Before You Upload Anything:
- File Format & Color: Are you providing a print-ready PDF? Is your design in CMYK color mode, not RGB? (This is the #1 fix for color issues.)
- Image Resolution: For any photos or detailed graphics, can you confirm they are 300 PPI/DPI at the final print size? If not, find a higher-res version or choose a different image.
- Bleed & Safe Zone: Does your file include the printer's required bleed area (usually 0.125")? Is all critical text/logo well inside the safe margin? If these terms are unfamiliar, use the printer's template tool.
Before You Click "Add to Cart":
- Paper Sample: If you're ordering a large quantity or need a specific feel, have you ordered a physical paper sample first?
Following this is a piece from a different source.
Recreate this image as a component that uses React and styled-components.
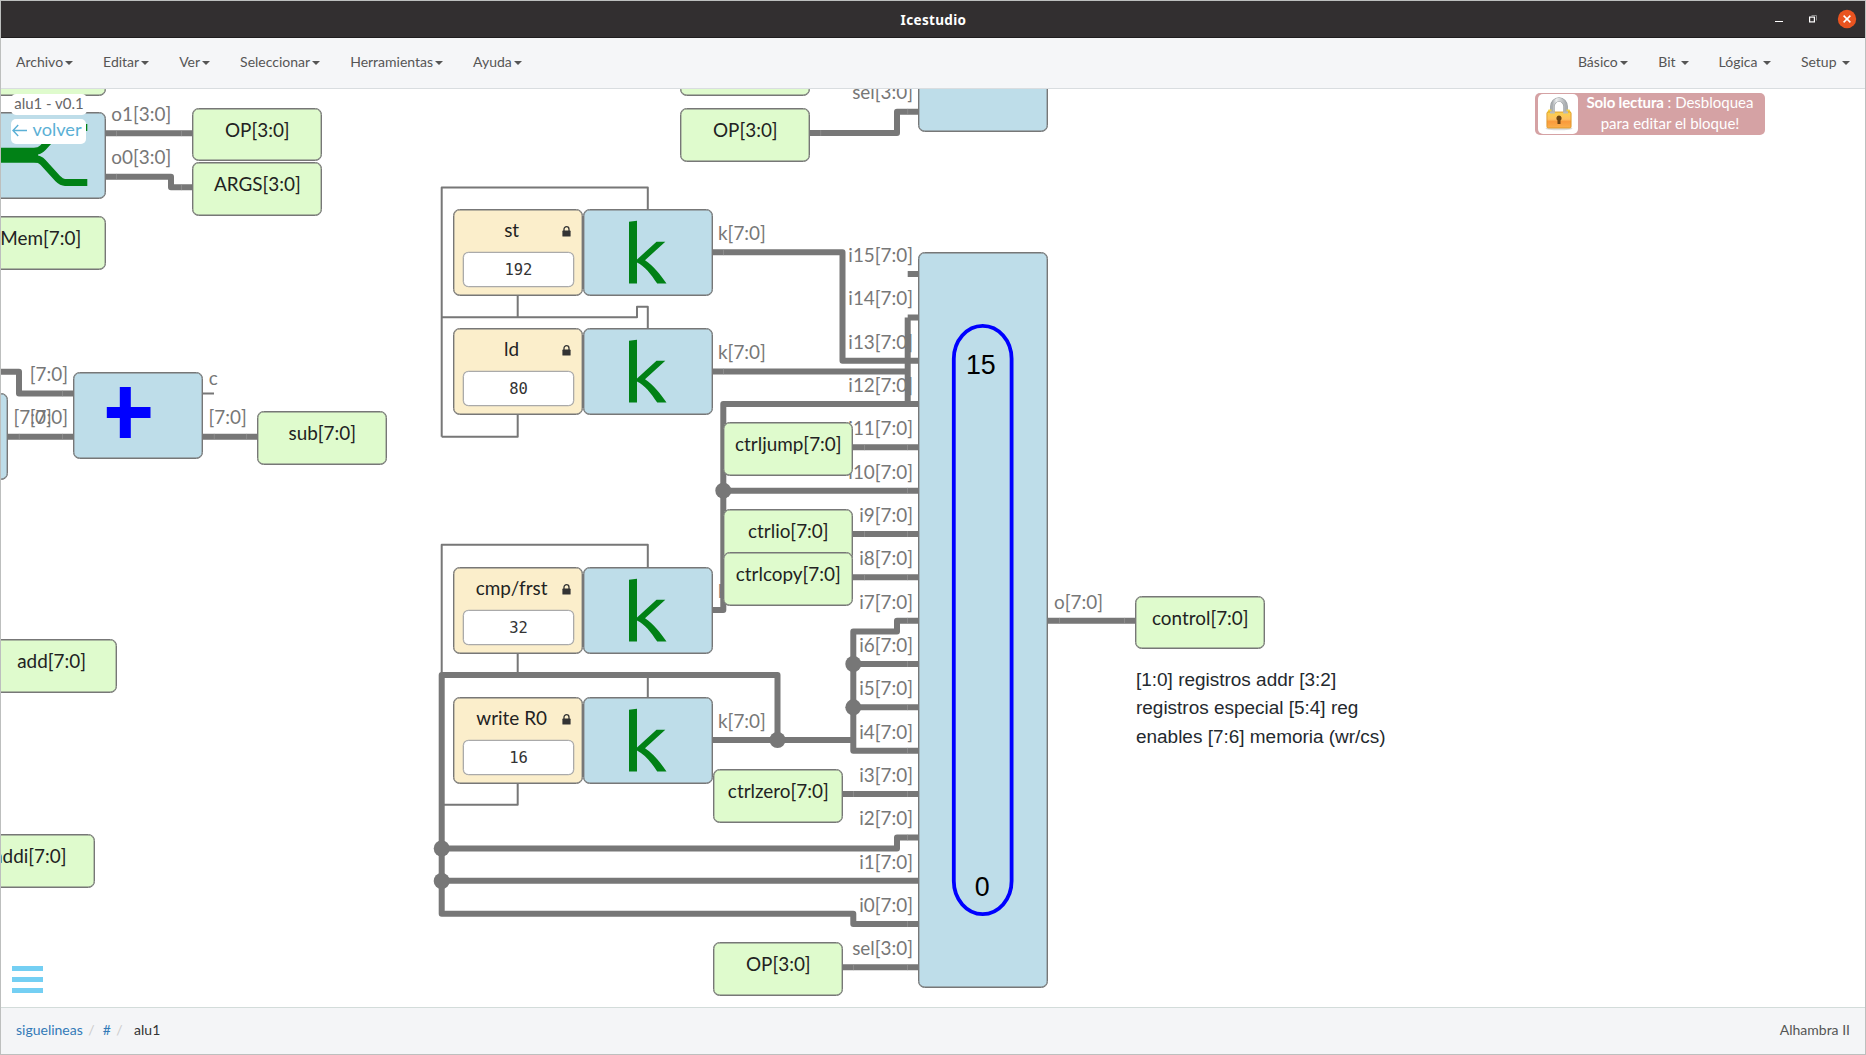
import React from "react";
import styled, { createGlobalStyle } from "styled-components";

const GlobalStyle = createGlobalStyle`
  * { box-sizing: border-box; }
  body { margin: 0; background: #fff; font-family: Lato, "Liberation Sans", sans-serif; }
`;

const Window = styled.div`
  display: flex;
  flex-direction: column;
  width: 100vw;
  height: 1055px;
  border: 1px solid #bdbfbe;
  background: #fff;
  overflow: hidden;
`;

const TitleBar = styled.header`
  display: grid;
  grid-template-columns: 1fr auto 1fr;
  align-items: center;
  flex: none;
  height: 37px;
  padding-right: 8px;
  background: #322f30;
  border-bottom: 1px solid #1f1d1e;
`;

const Title = styled.h1`
  grid-column: 2;
  margin: 0;
  padding: 1px 0 0 9px;
  color: #fff;
  font: 700 13.5px/20px "Noto Sans", sans-serif;
  letter-spacing: 0.35px;
`;

const WindowButtons = styled.div`
  display: flex;
  justify-content: flex-end;
  align-items: center;
  height: 20px;
`;

const MenuBar = styled.nav`
  display: flex;
  justify-content: space-between;
  flex: none;
  height: 51px;
  background: #f5f6f8;
  border-bottom: 1px solid #d9dde0;
`;

const MenuGroup = styled.div`
  display: flex;
`;

const MenuItem = styled.div`
  display: flex;
  align-items: center;
  gap: ${(p) => p.$gap ?? 2}px;
  padding: 0 15px 2px;
  color: #555;
  font-size: 14px;
  line-height: 20px;
`;

const Caret = styled.span`
  width: 0;
  height: 0;
  margin-top: 2px;
  border-top: 4px solid #555;
  border-left: 4px solid transparent;
  border-right: 4px solid transparent;
`;

const Canvas = styled.main`
  position: relative;
  flex: 1;
  overflow: hidden;
  background: #fff;
`;

/* The drawing plane uses window coordinates. */
const Plane = styled.div`
  position: absolute;
  left: -1px;
  top: -89px;
  width: 1866px;
  height: 1055px;
`;

const Wires = styled.svg`
  position: absolute;
  inset: 0;
  fill: none;
  stroke: #777;
  stroke-linejoin: round;
`;

const PortLabel = styled.span`
  position: absolute;
  left: ${(p) => (p.$end ? p.$x - 120 : p.$x)}px;
  top: ${(p) => p.$y - 18.6}px;
  width: 120px;
  text-align: ${(p) => (p.$end ? "right" : "left")};
  color: #777;
  font-size: 18.9px;
  line-height: 24px;
  white-space: nowrap;
`;

const Node = styled.div`
  position: absolute;
  left: ${(p) => p.$x}px;
  top: ${(p) => p.$y}px;
  width: 130px;
  height: ${(p) => p.$h ?? 86.5}px;
  border: 1px solid #777;
  border-radius: 6.5px;
  box-shadow: inset 0 0 0 0.4px #777;
  overflow: hidden;
`;

const LabelNode = styled(Node)`
  display: flex;
  justify-content: center;
  align-items: flex-start;
  padding-top: 9px;
  background: #dffbcd;
  color: #222;
  font-size: 18.9px;
  line-height: 24px;
  white-space: nowrap;
`;

const BlockNode = styled(Node)`
  background: #bedde9;
`;

const ConstNode = styled(Node)`
  display: flex;
  flex-direction: column;
  align-items: center;
  padding-top: 8px;
  background: #fbeecb;
`;

const ConstHead = styled.div`
  display: grid;
  grid-template-columns: 9px 1fr 9px;
  align-items: center;
  width: 100%;
  padding: 0 11px;

  svg { position: relative; top: 1px; }
`;

const ConstName = styled.span`
  grid-column: 2;
  padding-right: 13.5px;
  color: #222;
  font-size: 18.9px;
  line-height: 24px;
  text-align: center;
`;

const ConstValue = styled.div`
  width: 111px;
  height: 35px;
  margin-top: 9.7px;
  border: 1px solid #aaa;
  border-radius: 5.5px;
  box-shadow: 0 0 0 0.3px #aaa;
  background: #fff;
  color: #333;
  font: 15.5px/35px "DejaVu Sans Mono", monospace;
  letter-spacing: -0.1px;
  text-align: center;
`;

const Glyph = styled.svg`
  display: block;
  width: 100%;
  height: 100%;
  overflow: visible;
`;

const Note = styled.p`
  position: absolute;
  left: 1136px;
  top: 666px;
  width: 270px;
  margin: 0;
  color: #24292e;
  font: 18.97px/28.4px "Liberation Sans", sans-serif;
`;

const ModuleName = styled.div`
  position: absolute;
  left: 11px;
  top: 94px;
  width: 76px;
  height: 21px;
  border-radius: 5px;
  background: #fff;
  color: #666;
  font-size: 15px;
  line-height: 18px;
  text-align: center;
  white-space: nowrap;
`;

const BackLink = styled.div`
  position: absolute;
  left: 11px;
  top: 119px;
  display: flex;
  align-items: center;
  gap: 5.5px;
  width: 75px;
  height: 25px;
  padding: 0 0 4px 1px;
  border-radius: 5px;
  background: #fff;
  color: #5bb0d5;
  font-size: 18.2px;
  line-height: 21px;
`;

const ReadOnly = styled.div`
  position: absolute;
  left: 1535px;
  top: 93px;
  display: flex;
  width: 230px;
  height: 42px;
  padding: 1px 3px;
  border-radius: 5px;
  background: #d5a2a4;
`;

const LockBadge = styled.div`
  display: flex;
  justify-content: center;
  align-items: center;
  width: 40px;
  height: 40px;
  padding-left: 1px;
  border-radius: 5px;
  background: #fff;
`;

const ReadOnlyText = styled.div`
  flex: 1;
  margin-top: -2px;
  color: #fff;
  font-size: 15px;
  line-height: 21px;
  text-align: center;

  b { letter-spacing: -0.15px; }
`;

const Burger = styled.div`
  position: absolute;
  left: 12px;
  top: 966px;
  display: flex;
  flex-direction: column;
  justify-content: space-between;
  width: 31px;
  height: 27px;
`;

const BurgerBar = styled.span`
  height: 5px;
  background: #74cff3;
`;

const Footer = styled.footer`
  display: flex;
  justify-content: space-between;
  align-items: center;
  flex: none;
  height: 47px;
  padding: 0 15px 3px;
  background: #f4f5f7;
  border-top: 1px solid #d3dcda;
  color: #333;
  font-size: 14px;
  line-height: 20px;
`;

const Crumbs = styled.div`
  display: flex;
`;

const Crumb = styled.span`
  color: ${(p) => (p.$link ? "#337ab7" : "#333")};
  margin-left: ${(p) => p.$ml ?? 0}px;
`;

const Slash = styled.span`
  margin-left: 5.5px;
  color: #ccc;
`;

const Board = styled.span`
  color: #555;
`;

const LEFT_MENU = ["Archivo", "Editar", "Ver", "Seleccionar", "Herramientas", "Ayuda"];
const RIGHT_MENU = [["Básico", 2.5], ["Bit", 5], ["Lógica", 5.5], ["Setup", 5.5]];

const BUS_WIRES = [
  "M106 133.2H192",
  "M106 176.7H171V187.3H192",
  "M810 133H897V111.7H918",
  "M0 371.7H19V393.5H73",
  "M8 436.7H73",
  "M203 436.7H257",
  "M713 252.3H842.5V360.7H918",
  "M713 371.5H907.7M907.7 317.5V404",
  "M907.7 317.4H918M907.7 274H918",
  "M713 610H723.3V404H918",
  "M723.3 490.7H918",
  "M853 447.3H918M853 534H918M853 577.3H918",
  "M918 620.7H897V631.5H853.3V750.7H918",
  "M853.3 664H918M853.3 707.3H918",
  "M713 740H853.3",
  "M777.5 740V675H441.7V913.7H853.3V924H918",
  "M441.7 848.5H897V837.5H918",
  "M441.7 880.8H918",
  "M843 794H918M843 967.3H918",
  "M1048 620.7H1135",
];

const THIN_WIRES = [
  "M441.7 436.7V187.5H647.8V209",
  "M517.7 295V317.3M441.7 317.3H637V306.7H647.8V328",
  "M517.7 414V436.7H441.7",
  "M441.7 675V544.8H647.8V567",
  "M517.7 653V675M647.8 675V697",
  "M517.7 783V804.8H441.7",
  "M203 393.5H214",
];

const TICKS = [
  [116.5, 133.2], [181.5, 133.2], [116.5, 176.7], [181.5, 187.3],
  [820.7, 133], [907.7, 111.7], [62.5, 393.5], [62.5, 436.7], [19.3, 436.7],
  [214.3, 436.7], [246.6, 436.7], [723.5, 252.3], [723.5, 371.5],
  [864.5, 447.3], [864.5, 534], [864.5, 577.3], [853.5, 794], [853.5, 967.3],
  [907.5, 447.3], [907.5, 490.7], [907.5, 534], [907.5, 577.3], [907.5, 620.7],
  [907.5, 664], [907.5, 707.3], [907.5, 750.7], [907.5, 794], [907.5, 837.5],
  [907.5, 924], [907.5, 967.3], [1059.5, 620.7], [1124.5, 620.7],
];

const DOTS = [
  [723.3, 490.7], [853.3, 664], [853.3, 707.3], [777.5, 740], [441.7, 848.5], [441.7, 881],
];

const PORTS_RIGHT = [
  [68, 380.6, "[7:0]"],
  [68, 423.6, "[7:0]"],
  [913, 98.4, "sel[3:0]"],
  ...Array.from({ length: 16 }, (_, i) => [913, 261.7 + i * 43.32, `i${15 - i}[7:0]`]),
  [913, 261.7 + 16 * 43.32, "sel[3:0]"],
];

const PORTS_LEFT = [
  [111.3, 120.9, "o1[3:0]"],
  [111.3, 163.6, "o0[3:0]"],
  [13.5, 423.6, "[7:0]"],
  [208.8, 384.7, "c"],
  [208.5, 423.6, "[7:0]"],
  [718, 240, "k[7:0]"],
  [718, 358.6, "k[7:0]"],
  [718, 597.7, "k[7:0]"],
  [718, 727.6, "k[7:0]"],
  [1054, 608.4, "o[7:0]"],
];

const LABELS = [
  [-24.3, 42, ""],
  [192.3, 107.7, "OP[3:0]"],
  [192.3, 162, "ARGS[3:0]"],
  [-24.3, 216, "Mem[7:0]"],
  [680.3, 42, ""],
  [680.3, 108, "OP[3:0]"],
  [257.3, 411, "sub[7:0]"],
  [-13.4, 639, "add[7:0]"],
  [-35.2, 834, "addi[7:0]"],
  [723.3, 422, "ctrljump[7:0]"],
  [723.3, 508.8, "ctrlio[7:0]"],
  [723.3, 552, "ctrlcopy[7:0]"],
  [713.3, 769, "ctrlzero[7:0]"],
  [713.3, 942, "OP[3:0]"],
  [1135.3, 595.8, "control[7:0]"],
];

const CONSTANTS = [
  [209.4, "st", "192"],
  [328.4, "ld", "80"],
  [567.3, "cmp/frst", "32"],
  [697.3, "write R0", "16"],
];

const SmallLock = () => (
  <svg width="9" height="11" viewBox="0 0 9 11">
    <path d="M2 5V3.2a2.5 2.5 0 0 1 5 0V5" fill="none" stroke="#333" strokeWidth="1.3" />
    <rect x="0.4" y="4.6" width="8.2" height="6" rx="0.6" fill="#333" />
  </svg>
);

const Padlock = () => (
  <svg width="28" height="34" viewBox="0 0 28 34">
    <defs>
      <linearGradient id="body" x1="0" y1="0" x2="0" y2="1">
        <stop offset="0" stopColor="#fbd24a" />
        <stop offset="0.45" stopColor="#fdc062" />
        <stop offset="0.6" stopColor="#f99a3c" />
        <stop offset="1" stopColor="#fbb04c" />
      </linearGradient>
      <linearGradient id="shackle" x1="0" x2="1">
        <stop offset="0" stopColor="#a9adb0" />
        <stop offset="0.3" stopColor="#eceeef" />
        <stop offset="1" stopColor="#a9adb0" />
      </linearGradient>
    </defs>
    <ellipse cx="14" cy="31.4" rx="13.5" ry="1.8" fill="#ddd" />
    <path d="M7.4 16V9.5a6.6 7 0 0 1 13.2 0V16" fill="none" stroke="#9a9ea1" strokeWidth="4.6" />
    <path d="M7.4 16V9.5a6.6 7 0 0 1 13.2 0V16" fill="none" stroke="url(#shackle)" strokeWidth="3.4" />
    <path d="M3.5 12.5h3v2.5h15v-2.5h3l1.6 3.5H2z" fill="#f5d13f" />
    <rect x="1.9" y="15" width="24.2" height="16" rx="1.3" fill="url(#body)" stroke="#d99422" strokeWidth="0.8" />
    <path d="M5 14.2v2.4h4.8v-2.4M18.2 14.2v2.4H23v-2.4" fill="#b9bcbd" />
    <path d="M14 18.5a2.7 2.7 0 0 1 1.5 4.9V27h-3v-3.6A2.7 2.7 0 0 1 14 18.5z" fill="#6b4312" />
  </svg>
);

const KGlyph = () => (
  <Glyph viewBox="0 0 128 84.5">
    <path
      fill="#018116"
      d="M45 11.8L53 10.7V49.5L72.5 31.8H81.3L61 50.2C69.5 55.9 76.5 64.4 82.5 73.6H73.2C67 63.9 60.5 56.1 53 52.4V73.6H45Z"
    />
  </Glyph>
);

export default function App() {
  return (
    <>
      <GlobalStyle />
      <Window>
        <TitleBar>
          <Title>Icestudio</Title>
          <WindowButtons>
            <svg width="84" height="20" viewBox="0 0 84 20" fill="none">
              <path d="M2 12.5H10" stroke="#fff" />
              <path d="M38.5 6.5H43.5V11.5" stroke="#888" />
              <rect x="36.6" y="8.1" width="4.8" height="4.8" stroke="#fff" strokeWidth="1.2" />
              <circle cx="74" cy="10" r="9.2" fill="#e95420" />
              <path d="M70.6 6.6L77.4 13.4M77.4 6.6L70.6 13.4" stroke="#fff" strokeWidth="1.5" />
            </svg>
          </WindowButtons>
        </TitleBar>
        <MenuBar>
          <MenuGroup>
            {LEFT_MENU.map((name) => (
              <MenuItem key={name}>{name}<Caret /></MenuItem>
            ))}
          </MenuGroup>
          <MenuGroup>
            {RIGHT_MENU.map(([name, gap]) => (
              <MenuItem key={name} $gap={gap}>{name}<Caret /></MenuItem>
            ))}
          </MenuGroup>
        </MenuBar>
        <Canvas>
          <Plane>
            {PORTS_RIGHT.map(([x, y, text], i) => (
              <PortLabel key={i} $end $x={x} $y={y}>{text}</PortLabel>
            ))}
            {PORTS_LEFT.map(([x, y, text], i) => (
              <PortLabel key={i} $x={x} $y={y}>{text}</PortLabel>
            ))}
            <Wires width="1866" height="1055">
              <path d={THIN_WIRES.join("")} strokeWidth="2" />
              <path d={BUS_WIRES.join("")} strokeWidth="6" />
              <path
                d={TICKS.map(([x, y]) => `M${x} ${y - 2.9}v5.8`).join("")}
                stroke="#999"
                strokeWidth="0.6"
              />
              {DOTS.map(([x, y]) => (
                <circle key={`${x}-${y}`} cx={x} cy={y} r="8" fill="#777" stroke="none" />
              ))}
            </Wires>
            <BlockNode $x={-24.3} $y={112.3}>
              <Glyph viewBox="0 0 128 84.5">
                <path d="M0 42.3H61" stroke="#018116" strokeWidth="15" fill="none" />
                <path
                  d="M57 38.4C62 38.4 64 36.8 66 34.6L81 18.2Q84.5 14.6 88 14.6H110.3M57 45.6C62 45.6 64 47.2 66 49.4L81 65.8Q84.5 69.4 88 69.4H110.3"
                  stroke="#018116"
                  strokeWidth="7"
                  fill="none"
                />
              </Glyph>
            </BlockNode>
            <BlockNode $x={-122.3} $y={393} />
            <BlockNode $x={73.3} $y={372.3}>
              <Glyph viewBox="0 0 128 84.5">
                <rect x="32.8" y="34" width="43.7" height="11" fill="#00f" />
                <rect x="45.8" y="14" width="11" height="51" fill="#00f" />
              </Glyph>
            </BlockNode>
            <BlockNode $x={918.4} $y={42} $h={90.4} />
            <BlockNode $x={918.4} $y={252.4} $h={736}>
              <Glyph viewBox="0 0 128 734">
                <rect x="34.8" y="72.8" width="57.8" height="588.3" rx="28.9" ry="33" fill="none" stroke="#00f" strokeWidth="3.8" />
                <g fontFamily="Liberation Sans, sans-serif" fontSize="26.8" textAnchor="middle" fill="#000">
                  <text x="61.8" y="121">15</text>
                  <text x="63.2" y="642.8">0</text>
                </g>
              </Glyph>
            </BlockNode>
            {CONSTANTS.map(([y, name, value]) => (
              <React.Fragment key={name}>
                <ConstNode $x={453.4} $y={y}>
                  <ConstHead>
                    <ConstName>{name}</ConstName>
                    <SmallLock />
                  </ConstHead>
                  <ConstValue>{value}</ConstValue>
                </ConstNode>
                <BlockNode $x={583.4} $y={y}><KGlyph /></BlockNode>
              </React.Fragment>
            ))}
            {LABELS.map(([x, y, text], i) => (
              <LabelNode key={i} $x={x} $y={y} $h={53.5}>{text}</LabelNode>
            ))}
            <Note>[1:0] registros addr [3:2] registros especial [5:4] reg enables [7:6] memoria (wr/cs)</Note>
            <ModuleName>alu1 - v0.1</ModuleName>
            <BackLink>
              <svg width="15" height="14" viewBox="0 0 15 14" fill="none" stroke="#5bb0d5" strokeWidth="1.4">
                <path d="M1 7.5H15M6.2 2L1 7.5L6.2 13" />
              </svg>
              volver
            </BackLink>
            <ReadOnly>
              <LockBadge><Padlock /></LockBadge>
              <ReadOnlyText><b>Solo lectura</b> : Desbloquea<br />para editar el bloque!</ReadOnlyText>
            </ReadOnly>
            <Burger><BurgerBar /><BurgerBar /><BurgerBar /></Burger>
          </Plane>
        </Canvas>
        <Footer>
          <Crumbs>
            <Crumb $link>siguelineas</Crumb>
            <Slash>/</Slash>
            <Crumb $link $ml={8}>#</Crumb>
            <Slash>/</Slash>
            <Crumb $ml={11.5}>alu1</Crumb>
          </Crumbs>
          <Board>Alhambra II</Board>
        </Footer>
      </Window>
    </>
  );
}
What the website calls "Premium Matte" might feel different than you imagine.
- Proof Type: Are you relying on a digital PDF proof (which shows layout but not accurate color) or have you budgeted for a physical press proof (the only way to truly see color)? For critical colors, the extra $50 for a physical proof is insurance.
- Timeline Buffer: Is your order deadline the printer's "in-hand" date, or their ship date? Always add 3-5 business days as a buffer for the unexpected.
My Honest Limitation: This checklist works for probably 80% of standard greeting card and print orders from companies like American Greetings. If you're working with specialty foil stamping, custom die-cuts, or ultra-high-end luxury packaging, you're in different territory. I'd recommend consulting a dedicated print broker or designer for those projects.
One Final, Satisfying Step
There's something satisfying about a perfectly executed print order. After all the stress of my early mistakes, finally having a process that works—that's the payoff. The best part? No more 3am worry sessions about whether the order will arrive looking right.
So, before you get tempted by that American Greetings promo code for Christmas cards boxed, take five minutes. Run through the list. It might feel like a delay, but it's the fastest way to get what you actually want—beautiful cards, on time, without the regret.